Saturday, March 27, 2010

Parsing Twitter JSON: Comparing C# libraries performance

Twitter stream API return the data in JSON format. There are multiple JSON libraries in C#, however since I wanted to parse large volumes of data I did a short performance test to see which library gives the best performance in parsing Twitter JSON data.

The libraries tested:
* Json.NET - A popular C# JSON library.
* Gapi.NET - Gapi.NET is not a JSON parsing library, but it contains JSON parsing routines.
* Procurios - Yet another C# JSON library.

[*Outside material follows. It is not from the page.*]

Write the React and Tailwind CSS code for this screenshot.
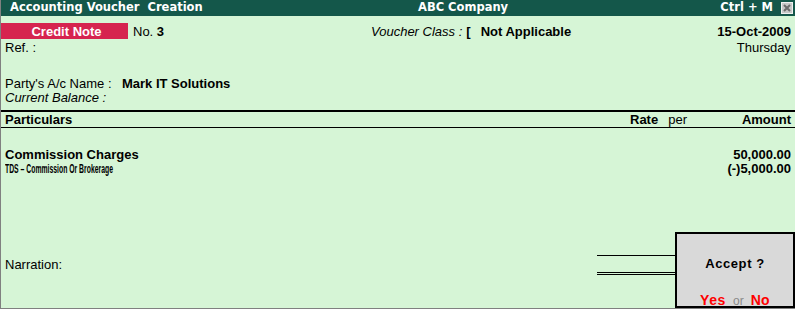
import React from 'react';

function CloseBox() {
    return (
        <span className="ml-[8px] flex h-[12px] w-[12px] items-center justify-center border border-[#f0f0f0] bg-[#c8c8c8]">
            <svg width="8" height="8" viewBox="0 0 8 8">
                <path d="M1 1 L7 7 M7 1 L1 7" stroke="#6b6b6b" strokeWidth="2" />
            </svg>
        </span>
    );
}

export default function App() {
    const base = { fontFamily: '"Liberation Sans", Arial, sans-serif' };
    const title = { fontFamily: '"DejaVu Sans", Verdana, sans-serif' };

    return (
        <div className="h-[315px] w-[801px] bg-white" style={base}>
            <div className="relative flex h-[309px] w-[795px] flex-col border-b border-l border-[#808080] bg-[#d6f5d6] text-[13px] leading-none text-black">
                {/* Title bar */}
                <div
                    className="flex h-[16px] items-center bg-[#14574a] text-[11.5px] font-bold text-white"
                    style={title}
                >
                    <span className="w-[417px] pl-[9px]">Accounting Voucher&nbsp; Creation</span>
                    <span className="flex-1">ABC Company</span>
                    <span>Ctrl + M</span>
                    <CloseBox />
                    <span className="w-[2px]" />
                </div>

                {/* Voucher type row */}
                <div className="mt-[7px] flex h-[16px] items-center">
                    <div className="flex h-[16px] w-[127px] items-center justify-center bg-[#d6244f] pl-[4px] font-bold text-white">
                        Credit Note
                    </div>
                    <div className="w-[243px] pl-[5px]">
                        No. <span className="font-bold">3</span>
                    </div>
                    <span className="italic">Voucher Class :</span>
                    <span className="ml-[4px] font-bold">[</span>
                    <span className="ml-[10px] font-bold">Not Applicable</span>
                    <span className="flex-1 pr-[4px] text-right font-bold">15-Oct-2009</span>
                </div>

                <div className="flex h-[16px] items-center px-[4px]">
                    <span className="flex-1">Ref. :</span>
                    <span>Thursday</span>
                </div>

                {/* Party */}
                <div className="mt-[21px] flex h-[14px] items-center pl-[4px]">
                    <span className="w-[117px]">Party's A/c Name :</span>
                    <span className="font-bold">Mark IT Solutions</span>
                </div>
                <div className="flex h-[14px] items-center pl-[4px] italic">Current Balance :</div>

                {/* Table header */}
                <div className="mt-[6px] h-[2px] bg-black" />
                <div className="flex h-[16px] items-center border-b border-black">
                    <span className="w-[629px] pl-[4px] font-bold">Particulars</span>
                    <span className="font-bold">Rate</span>
                    <span className="ml-[10px]">per</span>
                    <span className="flex-1 pr-[4px] text-right font-bold">Amount</span>
                </div>

                {/* Entries */}
                <div className="mt-[19px] flex h-[14px] items-center px-[4px]">
                    <span className="flex-1 font-bold">Commission Charges</span>
                    <span className="font-bold">50,000.00</span>
                </div>
                <div className="flex h-[14px] items-center px-[4px]">
                    <span className="flex-1">
                        <span className="inline-block origin-left scale-x-[0.57] text-[12px] font-bold whitespace-nowrap">
                            TDS – Commission Or Brokerage
                        </span>
                    </span>
                    <span className="font-bold">(-)5,000.00</span>
                </div>

                {/* Narration */}
                <div className="mt-[80px] flex h-[20px]">
                    <div className="w-[596px] pl-[4px] pt-[3px]">
                        <span className="flex h-[13px] items-center">Narration:</span>
                    </div>
                    <div className="w-[78px]">
                        <div className="h-[1px] bg-black" />
                        <div className="mt-[16px] h-[3px] border-y border-black" />
                    </div>
                </div>

                {/* Accept dialog */}
                <div className="absolute left-[674px] top-[232px] flex h-[76px] w-[120px] flex-col items-center border-2 border-black bg-[#d9d9d9]">
                    <div className="mt-[23px] font-bold tracking-[0.6px]">Accept ?</div>
                    <div className="mt-[23px] flex items-baseline">
                        <span className="text-[14px] font-bold tracking-[0.6px] text-[#ff0000]">Yes</span>
                        <span className="mx-[7px] text-[12px] text-[#8a8a8a]">or</span>
                        <span className="text-[14px] font-bold tracking-[0.3px] text-[#ff0000]">No</span>
                    </div>
                </div>
            </div>
        </div>
    );
}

See also this blog post how to use it to parse Twiter data.
* JavaScriptSerializer - .NET 3.5 built-in JSON parser.
* DataContractJsonSerializer - .NET 3.5 built-in JSON parser.
* AjaxPro - A C# AJAX library.

Results:
Parsing Twitter JSON: Comparing C# libraries performance

The test:
* Data: Twitter Stream API sampling interface data for one hour (2PM GMT) during Match 24th 2010. File size is 285Mb, contains 208,530 lines, one JSON object per line.
* Computer: HP Pavillion DV6000, Intel T9300 2.5GHz, 4GB Memory running Windows 7 x64
* Software: with each library I've performed a very simple test - parse all the messages & get the 'text' field data of every message, if it exists (see code below).

Results:
* Json.NET - 12 seconds, no errors.
* Gapi.NET - 10 seconds, no errors.
* Procurios - 35 seconds, 207 errors.
* JavaScriptSerializer - 77 seconds, no errors.
* DataContractJsonSerializer - 24 seconds, 7452 errors (all the JSON objects that did not contain 'text' element).
* AjaxPro - 16 seconds, no errors.

Code:
Here's the code used for parsing a single line in each of the libraries. Variable line contains a JSON object, the extracted tweet is stored in the variable text.

Json.NET parsing code

Dictionary jsonObjects = new Dictionary();
StringReader lineReader = new StringReader(line);
using (Newtonsoft.Json.JsonTextReader jsonReader =
new Newtonsoft.Json.JsonTextReader(lineReader))
{
while (jsonReader.Read())
{
if ((jsonReader.ValueType != null) && (jsonReader.Depth == 1))
{
string key = jsonReader.Value.ToString();
jsonReader.Read();
jsonObjects.Add(key, jsonReader.Value);
}
}
}

object textObject;
if (jsonObjects.TryGetValue("text", out textObject) == true)
text = textObject.ToString();


Gapi.NET parsing code

Gapi.Json.JsonObject jsonLine = Gapi.Json.JsonObject.Parse(line);
Gapi.Json.JsonValue textValue;
if (jsonLine.TryGetValue("text", out textValue) == true)
text = textValue.ToString();


Procurios parsing code

Hashtable jsonHash = (Hashtable)Procurios.Public.JSON.JsonDecode(line);
text = jsonHash["text"] as string;


JavaScriptSerializer

public class TwitterJsonObject
{
public string text;
}


JavaScriptSerializer jSerialize = new JavaScriptSerializer();
TwitterJsonObject twitterJsonObject = jSerialize.Deserialize<twitterjsonobject>(line);
text = twitterJsonObject.text;



DataContractJsonSerializer

// This line is executed once
DataContractJsonSerializer ser = new DataContractJsonSerializer(typeof(TwitterJsonObject));

// This code is executed for every JSON object
MemoryStream ms = new MemoryStream(Encoding.Unicode.GetBytes(line));
TwitterJsonObject twitterJsonObject = ser.ReadObject(ms) as TwitterJsonObject;
text = twitterJsonObject.text;


AjaxPro

TwitterJsonObject twitterJsonObject = AjaxPro.JavaScriptDeserializer.DeserializeFromJson(line, typeof(TwitterJsonObject)) as TwitterJsonObject;
text = twitterJsonObject.text;

4 comments:

JohnDiddler said...

many thanks for this post from Seattle, Washington.

bcpld said...

The snippets showing the differences between each parser are useeful, but is the full source code available anywhere for a more in-depth comparison?

Unknown said...

Also check out 11 Ways to Improve JSON Performance & Usage

lover said...

With the DataContractJsonSerializer, I don't know because we don't have the code for your TwitterJsonObject class.

But if you added the [DataMember(..., IsRequired = false)] above the TwitterJsonObject.text field would this resolve the errors? Since all the errors are from when "text" was missing in the json structure.